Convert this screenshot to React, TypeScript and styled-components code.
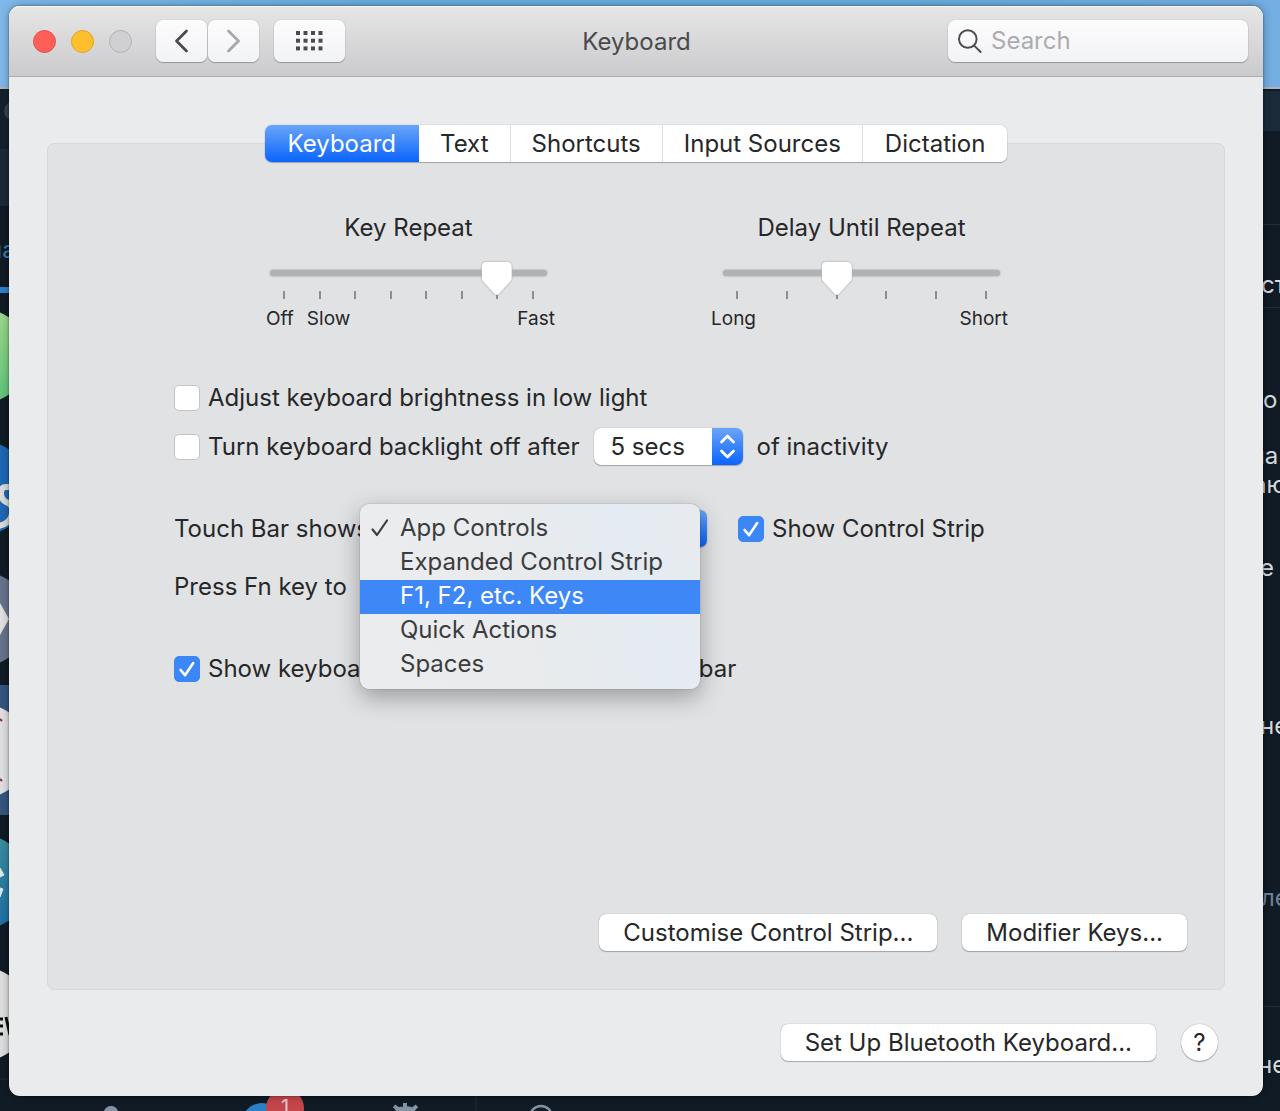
import React, { useState } from "react";
import styled, { createGlobalStyle, css } from "styled-components";

const GlobalStyle = createGlobalStyle`
  * { box-sizing: border-box; }
  body {
    margin: 0;
    background: #101b25;
    color: #262728;
    font-family: Inter, "Liberation Sans", "Noto Sans", sans-serif;
    font-size: 24px;
    line-height: 30px;
    -webkit-font-smoothing: antialiased;
  }
  button, input, select { font: inherit; color: inherit; margin: 0; }
`;

/* ---------- Desktop behind the window ---------- */

const Desktop = styled.div`
  position: relative;
  display: flex;
  flex-direction: column;
  min-height: 100vh;
  padding: 6px 17px 15px 9px;
  overflow: hidden;
`;

const Backdrop = styled.div`
  position: absolute;
  inset: 0;
  overflow: hidden;
  background: #101b25;
`;

const Sky = styled.div`
  height: 89px;
  background: linear-gradient(90deg, #7fb9ea, #6aaede 30%, #6aaede 70%, #74aee3);
  border-bottom: 2px solid #aeb4b8;
`;

const ChatHeader = styled.div`
  position: absolute;
  top: 91px;
  right: 0;
  width: 100px;
  height: 40px;
  background: #1b2b3a;
`;

const ChatSearch = styled.div`
  position: absolute;
  top: 89px;
  left: 0;
  width: 60px;
  height: 117px;
  background: linear-gradient(#14212c 60px, #1b2a38 60px);
`;

const Rule = styled.div<{ $top: number }>`
  position: absolute;
  top: ${(p) => p.$top}px;
  right: 0;
  width: 40px;
  height: 1px;
  background: #22303c;
`;

const Fragment = styled.span<{ $top: number; $reach: number; $dim?: boolean }>`
  position: absolute;
  top: ${(p) => p.$top}px;
  left: calc(100% - ${(p) => p.$reach}px);
  color: ${(p) => (p.$dim ? "#6f8296" : "#d5dade")};
  white-space: nowrap;
`;

const ChatTab = styled.span`
  position: absolute;
  top: 235px;
  left: -12px;
  color: #2f7fc4;
`;

const BackArt = styled.svg`
  position: absolute;
  top: 0;
  left: 0;
`;

const Badge = styled.span`
  position: absolute;
  top: 1089px;
  left: 266px;
  width: 38px;
  height: 38px;
  border-radius: 50%;
  background: #c4454a;
  color: #e4d0d2;
  font-size: 20px;
  line-height: 36px;
  text-align: center;
`;

/* ---------- Window ---------- */

const Window = styled.main`
  position: relative;
  flex: 1;
  display: flex;
  flex-direction: column;
  border-radius: 11px;
  background: #eaebed;
  box-shadow: 0 0 2px rgba(0, 0, 0, 0.5), 0 0 10px rgba(0, 0, 0, 0.3);
`;

const TitleBar = styled.header`
  display: grid;
  grid-template-columns: 1fr auto 1fr;
  align-items: center;
  height: 71px;
  padding: 0 15px 0 24px;
  border-bottom: 1px solid #adadae;
  border-radius: 11px 11px 0 0;
  background: linear-gradient(#e6e6e7, #cbcbcd);
  box-shadow: inset 0 1px 0 #f6f6f6;
`;

const Title = styled.h1`
  margin: 2px 8px 0 0;
  font-size: 24px;
  font-weight: 400;
  color: #4a4a4b;
`;

const BarLeft = styled.div`
  display: flex;
  align-items: center;
`;

const Lights = styled.div`
  display: flex;
  gap: 15px;
  margin-right: 24px;
`;

const Light = styled.button<{ $fill: string; $edge: string }>`
  width: 23px;
  height: 23px;
  padding: 0;
  border: 1px solid ${(p) => p.$edge};
  border-radius: 50%;
  background: ${(p) => p.$fill};
`;

const ToolButton = styled.button<{ $wide?: boolean }>`
  display: grid;
  place-items: center;
  width: ${(p) => (p.$wide ? 71 : 51)}px;
  height: 42px;
  margin-right: ${(p) => (p.$wide ? 0 : 1)}px;
  margin-left: ${(p) => (p.$wide ? 14 : 0)}px;
  padding: 0;
  border: 0;
  border-radius: 7px;
  background: linear-gradient(#fcfcfd, #f2f3f5);
  box-shadow: 0 0 1px rgba(0, 0, 0, 0.4), 0 1px 1px rgba(0, 0, 0, 0.25);
`;

const SearchField = styled.label`
  justify-self: end;
  display: flex;
  align-items: center;
  gap: 9px;
  width: 300px;
  height: 42px;
  padding: 0 10px;
  border-radius: 7px;
  background: linear-gradient(#fcfcfd, #f2f3f5);
  box-shadow: 0 0 1px rgba(0, 0, 0, 0.4), 0 1px 1px rgba(0, 0, 0, 0.25);

  input {
    flex: 1;
    min-width: 0;
    padding: 0;
    border: 0;
    outline: 0;
    background: transparent;
  }
  input::placeholder { color: #acacae; opacity: 1; }
`;

const Body = styled.div`
  flex: 1;
  display: flex;
  flex-direction: column;
  padding: 66px 38px 35px;
`;

const Pane = styled.section`
  flex: 1;
  display: flex;
  flex-direction: column;
  padding: 0 37px 38px;
  border: 1px solid #d7d8da;
  border-radius: 7px;
  background: #e1e2e4;
`;

const whiteControl = css`
  border: 0;
  background: #fff;
  box-shadow: 0 0 1px rgba(0, 0, 0, 0.45), 0 1px 1px rgba(0, 0, 0, 0.25);
`;

const TabBar = styled.nav`
  display: flex;
  align-self: center;
  height: 37px;
  margin-top: -19px;
  border-radius: 7px;
  overflow: hidden;
  ${whiteControl}
`;

const Tab = styled.button<{ $active?: boolean }>`
  padding: 0 21px;
  border: 0;
  border-left: 1px solid #dcdddd;
  background: #fff;

  &:first-child { padding: 0 23px; border-left: 0; }
  &:last-child { padding: 0 22px; }

  ${(p) =>
    p.$active &&
    css`
      background: linear-gradient(#6aa5f8, #0a64fe);
      color: #fff;
      & + button { border-left: 0; }
    `}
`;

/* ---------- Sliders ---------- */

const Sliders = styled.div`
  display: flex;
  justify-content: center;
  gap: 176px;
  margin: 51px 0 48px;
  padding-right: 2px;
`;

const SliderBox = styled.div`
  display: flex;
  flex-direction: column;
  width: 277px;

  label { align-self: center; margin-bottom: 19px; white-space: nowrap; }
`;

const Range = styled.input`
  position: relative;
  z-index: 1;
  appearance: none;
  width: 100%;
  height: 34px;
  background: transparent;
  filter: drop-shadow(0 0 1px rgba(0, 0, 0, 0.3));

  &::-webkit-slider-runnable-track {
    height: 6px;
    margin-bottom: 12px;
    border-radius: 3px;
    background: #b1b2b4;
  }
  &::-webkit-slider-thumb {
    appearance: none;
    width: 30px;
    height: 34px;
    margin-top: -8px;
    background: #fff;
    clip-path: path("M5 0H25Q30 0 30 5V16Q30 18 28 20L17 32Q15 34 13 32L2 20Q0 18 0 16V5Q0 0 5 0Z");
  }
`;

const Ticks = styled.div`
  display: flex;
  justify-content: space-between;
  height: 8px;
  margin-top: -5px;
  padding: 0 13px;

  i { width: 2px; background: #8d8e90; }
`;

const TickLabels = styled.div<{ $bleed: number }>`
  display: flex;
  margin: 8px -8px 0 -${(p) => p.$bleed}px;
  font-size: 19px;
  line-height: 24px;

  span + span { margin-left: 13px; }
  span:last-child { margin-left: auto; }
`;

interface SliderProps {
  id: string;
  title: string;
  steps: number;
  initial: number;
  labels: string[];
  bleed: number;
}

function Slider({ id, title, steps, initial, labels, bleed }: SliderProps) {
  const [value, setValue] = useState(initial);
  return (
    <SliderBox>
      <label htmlFor={id}>{title}</label>
      <Range
        id={id}
        type="range"
        min={1}
        max={steps}
        value={value}
        onChange={(e) => setValue(Number(e.target.value))}
      />
      <Ticks>
        {Array.from({ length: steps }, (_, i) => (
          <i key={i} />
        ))}
      </Ticks>
      <TickLabels $bleed={bleed}>
        {labels.map((l) => (
          <span key={l}>{l}</span>
        ))}
      </TickLabels>
    </SliderBox>
  );
}

/* ---------- Options ---------- */

const Options = styled.div`
  display: flex;
  flex-direction: column;
  padding-left: 89px;
`;

const Row = styled.div<{ $gap?: number }>`
  display: flex;
  align-items: center;
  height: 37px;
  margin-top: ${(p) => p.$gap ?? 0}px;
`;

const CheckLabel = styled.label`
  display: flex;
  align-items: center;
  gap: 8px;
  white-space: nowrap;
`;

const CheckBox = styled.span`
  display: grid;
  width: 26px;
  height: 26px;

  input {
    grid-area: 1 / 1;
    appearance: none;
    width: 26px;
    height: 26px;
    border: 1px solid #c3c4c6;
    border-radius: 5px;
    background: #fff;
  }
  input:checked { border-color: #3a86f5; background: #3b87f7; }
  svg { grid-area: 1 / 1; z-index: 1; pointer-events: none; visibility: hidden; }
  input:checked + svg { visibility: visible; }
`;

function Check({ label, on }: { label: string; on?: boolean }) {
  return (
    <CheckLabel>
      <CheckBox>
        <input type="checkbox" defaultChecked={on} />
        <svg width="26" height="26" viewBox="0 0 26 26" fill="none" stroke="#fff" strokeWidth="2.6" strokeLinecap="round" strokeLinejoin="round">
          <path d="M6.6 14L11 19.2L19.2 7" />
        </svg>
      </CheckBox>
      {label}
    </CheckLabel>
  );
}

const SelectBox = styled.span<{ $width: number }>`
  position: relative;
  display: flex;
  width: ${(p) => p.$width}px;
  height: 37px;

  select {
    appearance: none;
    width: 100%;
    height: 37px;
    padding: 0 40px 0 16px;
    border-radius: 7px;
    ${whiteControl}
  }
`;

const Stepper = styled.svg`
  position: absolute;
  top: 0;
  right: 0;
  border-radius: 0 7px 7px 0;
  background: linear-gradient(#6aa5f8, #0a64fe);
  pointer-events: none;
`;

function Arrows() {
  return (
    <Stepper width="31" height="37" viewBox="0 0 31 37" fill="none" stroke="#fff" strokeWidth="2.8" strokeLinecap="round" strokeLinejoin="round">
      <path d="M9.5 14L15.5 8L21.5 14M9.5 23L15.5 29L21.5 23" />
    </Stepper>
  );
}

const Inline = styled.div`
  display: flex;
  align-items: center;
  gap: 13px;
  margin-left: 15px;
`;

const FieldName = styled.label`
  width: 198px;
  white-space: nowrap;
`;

const Menu = styled.ul`
  position: absolute;
  z-index: 2;
  top: -6px;
  left: -12px;
  width: 340px;
  margin: 0;
  padding: 8px 0 7px;
  list-style: none;
  border-radius: 9px;
  background: linear-gradient(75deg, #ebeced 0%, #e9ebec 45%, #e4ebf2 80%, #e8ebee 100%);
  box-shadow: 0 0 1px rgba(0, 0, 0, 0.6), 0 8px 24px rgba(0, 0, 0, 0.32);
`;

const MenuItem = styled.button<{ $hot?: boolean }>`
  display: flex;
  align-items: center;
  width: 100%;
  height: 34px;
  padding: 0 0 2px 10px;
  border: 0;
  background: ${(p) => (p.$hot ? "#3d87f7" : "transparent")};
  color: ${(p) => (p.$hot ? "#fff" : "#3a3c3f")};
  text-align: left;
`;

const MenuMark = styled.span`
  display: flex;
  width: 30px;
`;

const Spacer = styled.span`
  width: 31px;
`;

const Actions = styled.div<{ $footer?: boolean }>`
  display: flex;
  justify-content: flex-end;
  gap: 25px;
  margin-top: ${(p) => (p.$footer ? "34px" : "auto")};
  padding-right: ${(p) => (p.$footer ? 7 : 0)}px;
`;

const PushButton = styled.button`
  height: 37px;
  padding: 0 24px;
  border-radius: 7px;
  ${whiteControl}
`;

const HelpButton = styled.button`
  width: 37px;
  height: 37px;
  padding: 0;
  border-radius: 50%;
  ${whiteControl}
`;

const tabs = ["Keyboard", "Text", "Shortcuts", "Input Sources", "Dictation"];
const modes = ["App Controls", "Expanded Control Strip", "F1, F2, etc. Keys", "Quick Actions", "Spaces"];

function Behind() {
  return (
    <Backdrop aria-hidden="true">
      <Sky />
      <ChatSearch />
      <ChatHeader />
      <ChatTab>на</ChatTab>
      <BackArt width="640" height="1111" viewBox="0 0 640 1111">
        <defs>
          <linearGradient id="green" x1="0" y1="0" x2="0" y2="1">
            <stop offset="0" stopColor="#9fd98c" />
            <stop offset="1" stopColor="#5cc578" />
          </linearGradient>
          <linearGradient id="teal" x1="0" y1="0" x2="0" y2="1">
            <stop offset="0" stopColor="#3c8f9e" />
            <stop offset="1" stopColor="#1d6fa8" />
          </linearGradient>
        </defs>
        <circle cx="14" cy="111" r="10" fill="#36424d" />
        <rect x="0" y="287" width="20" height="6" fill="#2f80cd" />
        <circle cx="-18" cy="356" r="47" fill="url(#green)" />
        <circle cx="-18" cy="488" r="47" fill="#1f68b4" />
        <path d="M14 487H6Q1 487 1 493T6 502Q14 504 12 514T-2 526" fill="none" stroke="#dcdcdc" strokeWidth="6" />
        <circle cx="-18" cy="619" r="47" fill="#66748c" />
        <path d="M0 603L9 619L0 635Z" fill="#e1e1e2" />
        <rect x="0" y="685" width="20" height="130" fill="#33557f" />
        <circle cx="-18" cy="751" r="47" fill="#e0e0e2" />
        <path d="M0 719l2 2M0 779l2 2" stroke="#8a3038" strokeWidth="2" />
        <circle cx="-18" cy="882" r="47" fill="url(#teal)" />
        <path d="M0 868l4 7l-4 2M0 888l3 1l-3 8" fill="#dce9ea" stroke="#dce9ea" strokeWidth="1" />
        <circle cx="-18" cy="1014" r="47" fill="#dededf" />
        <path d="M0 1019h3M0 1026h3M0 1034h3M6 1017l4 18" stroke="#0c0d0e" strokeWidth="3" />
        <path d="M0 1079h20M476 1090v21" stroke="#1f2c38" strokeWidth="1" />
        <path d="M104 1111Q106 1106 111 1106T118 1111Z" fill="#8493a3" />
        <circle cx="262" cy="1123" r="20" fill="#2a80c6" />
        <path d="M394 1106l4 3M405 1103v6M417 1106l-4 3M396 1111q9 -6 19 0" fill="#8493a3" stroke="#8493a3" strokeWidth="4" strokeLinejoin="round" />
        <circle cx="541" cy="1117" r="11" fill="none" stroke="#8493a3" strokeWidth="2.4" />
      </BackArt>
      <Badge>1</Badge>
      <Rule $top={224} />
      <Rule $top={307} />
      <Rule $top={1006} />
      <Fragment $top={270} $reach={19}>ст</Fragment>
      <Fragment $top={385} $reach={32}>до</Fragment>
      <Fragment $top={441} $reach={29}>ла</Fragment>
      <Fragment $top={470} $reach={27}>аю</Fragment>
      <Fragment $top={553} $reach={20}>е</Fragment>
      <Fragment $top={711} $reach={20}>не</Fragment>
      <Fragment $top={883} $reach={19} $dim>ле</Fragment>
      <Fragment $top={1050} $reach={22}>не</Fragment>
    </Backdrop>
  );
}

export default function App() {
  const [hot, setHot] = useState(2);
  return (
    <Desktop>
      <GlobalStyle />
      <Behind />
      <Window>
        <TitleBar>
          <BarLeft>
            <Lights>
              <Light aria-label="Close" $fill="#ff5f57" $edge="#e2504a" />
              <Light aria-label="Minimise" $fill="#fdbf2e" $edge="#dfa32a" />
              <Light aria-label="Zoom" $fill="#d0d0d2" $edge="#b2b2b4" />
            </Lights>
            <ToolButton aria-label="Back">
              <svg width="16" height="26" viewBox="0 0 16 26" fill="none" stroke="#4b4b4c" strokeWidth="2.8" strokeLinecap="round" strokeLinejoin="round">
                <path d="M12.5 3L2.5 13L12.5 23" />
              </svg>
            </ToolButton>
            <ToolButton aria-label="Forward">
              <svg width="16" height="26" viewBox="0 0 16 26" fill="none" stroke="#a7a7a9" strokeWidth="2.8" strokeLinecap="round" strokeLinejoin="round">
                <path d="M2.5 3L12.5 13L2.5 23" />
              </svg>
            </ToolButton>
            <ToolButton $wide aria-label="Show All">
              <svg width="27" height="20" viewBox="0 0 27 20" fill="#4b4b4c">
                {[0, 1, 2].map((r) =>
                  [0, 1, 2, 3].map((c) => (
                    <rect key={`${r}${c}`} x={c * 7.5} y={r * 7.7} width="4" height="4" />
                  ))
                )}
              </svg>
            </ToolButton>
          </BarLeft>
          <Title>Keyboard</Title>
          <SearchField>
            <svg width="24" height="24" viewBox="0 0 24 24" fill="none" stroke="#4b4b4c" strokeWidth="1.9" strokeLinecap="round">
              <circle cx="9.8" cy="10" r="8.8" />
              <path d="M16.2 16.6L22.6 23" />
            </svg>
            <input type="text" placeholder="Search" aria-label="Search" />
          </SearchField>
        </TitleBar>

        <Body>
          <Pane>
            <TabBar>
              {tabs.map((t, i) => (
                <Tab key={t} $active={i === 0}>
                  {t}
                </Tab>
              ))}
            </TabBar>

            <Sliders>
              <Slider id="repeat" title="Key Repeat" steps={8} initial={7} labels={["Off", "Slow", "Fast"]} bleed={4} />
              <Slider id="delay" title="Delay Until Repeat" steps={6} initial={3} labels={["Long", "Short"]} bleed={12} />
            </Sliders>

            <Options>
              <Row>
                <Check label="Adjust keyboard brightness in low light" />
              </Row>
              <Row $gap={12}>
                <Check label="Turn keyboard backlight off after" />
                <Inline>
                  <SelectBox $width={149}>
                    <select aria-label="Backlight delay" defaultValue="5 secs">
                      <option>5 secs</option>
                    </select>
                    <Arrows />
                  </SelectBox>
                  <span>of inactivity</span>
                </Inline>
              </Row>
              <Row $gap={45}>
                <FieldName htmlFor="touchbar">Touch Bar shows</FieldName>
                <SelectBox $width={335}>
                  <select id="touchbar" defaultValue={modes[0]}>
                    {modes.map((m) => (
                      <option key={m}>{m}</option>
                    ))}
                  </select>
                  <Arrows />
                  <Menu>
                    {modes.map((m, i) => (
                      <li key={m}>
                        <MenuItem $hot={i === hot} onMouseEnter={() => setHot(i)}>
                          <MenuMark>
                            {i === 0 && (
                              <svg width="20" height="20" viewBox="0 0 20 20" fill="none" stroke="#3a3c3f" strokeWidth="2.2" strokeLinecap="round" strokeLinejoin="round">
                                <path d="M2.5 11.5L7 17L17 2.5" />
                              </svg>
                            )}
                          </MenuMark>
                          {m}
                        </MenuItem>
                      </li>
                    ))}
                  </Menu>
                </SelectBox>
                <Spacer />
                <Check label="Show Control Strip" on />
              </Row>
              <Row $gap={21}>Press Fn key to</Row>
              <Row $gap={45}>
                <Check label="Show keyboard and emoji viewers in menu bar" on />
              </Row>
            </Options>

            <Actions>
              <PushButton>Customise Control Strip...</PushButton>
              <PushButton>Modifier Keys...</PushButton>
            </Actions>
          </Pane>

          <Actions $footer>
            <PushButton>Set Up Bluetooth Keyboard...</PushButton>
            <HelpButton>?</HelpButton>
          </Actions>
        </Body>
      </Window>
    </Desktop>
  );
}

WHAT YOU HAVE TO DO:
Return nothing but the lines running from the start of the data to the line with "the window ---------- */", please, both ends included and no pictures.

TASK ANSWER:
Convert this screenshot to React, TypeScript and styled-components code.
import React, { useState } from "react";
import styled, { createGlobalStyle, css } from "styled-components";

const GlobalStyle = createGlobalStyle`
  * { box-sizing: border-box; }
  body {
    margin: 0;
    background: #101b25;
    color: #262728;
    font-family: Inter, "Liberation Sans", "Noto Sans", sans-serif;
    font-size: 24px;
    line-height: 30px;
    -webkit-font-smoothing: antialiased;
  }
  button, input, select { font: inherit; color: inherit; margin: 0; }
`;

/* ---------- Desktop behind the window ---------- */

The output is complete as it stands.